Egg muffins are a great treat also

Zackary Calhoun
7 years ago

I have tried oatmeal and bread. I also use pasta, my chickens love it. When I dump it out in the coop the coop steams up and the chickens start going crazy and getting defensive with each other because each and very one of them in trying to have it all to themselves.

Kay Warfel
7 years ago

I had a lovely, little Rhode Island Red Hen named Daisy for five and half years. I adopted her when she was one day old. She was my pet. She never lived outside. She was a "house chicken". She slept on soft blankets in a corner of my kitchen. She would watch television with us in the family room. She sat on our laps (like a puppy). She LOVED Walmart hamburgers, and only if they were made on the grill! My yard is over an acre and has many small bushes and low hanging trees. Daisy loved to "dust" under these, and with the yard so big, sometimes I didn't know where she was, so in order to not have to walk the entire yard, I would go out on our deck and take the cover off our grill pretending I was going to make burgers.
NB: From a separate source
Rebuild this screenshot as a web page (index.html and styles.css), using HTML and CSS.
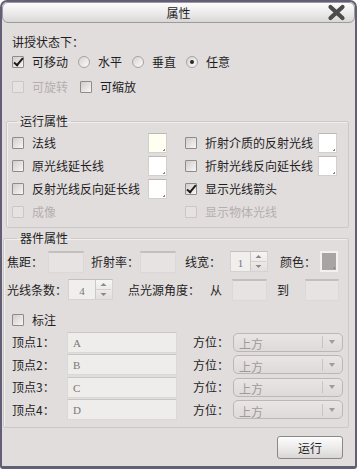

Within 30 seconds Daisy would be up the four deck steps standing beside me looking longingly at the grill - so hopeful for a burger. She would always look so heart broken when she realized it was just a ploy to find her. She really loved those burgers - and she always seemed to know when it wasn't Walmart ground beef. She actually would refuse to eat it! She was so smart, and so sweet!

Denice in Maine
5 years ago

On brutally cold days in Maine, I make my little flock of 5
some warm oatmeal. I toss in blueberries and a handful of
sunflower seeds. They are in henny heaven!!!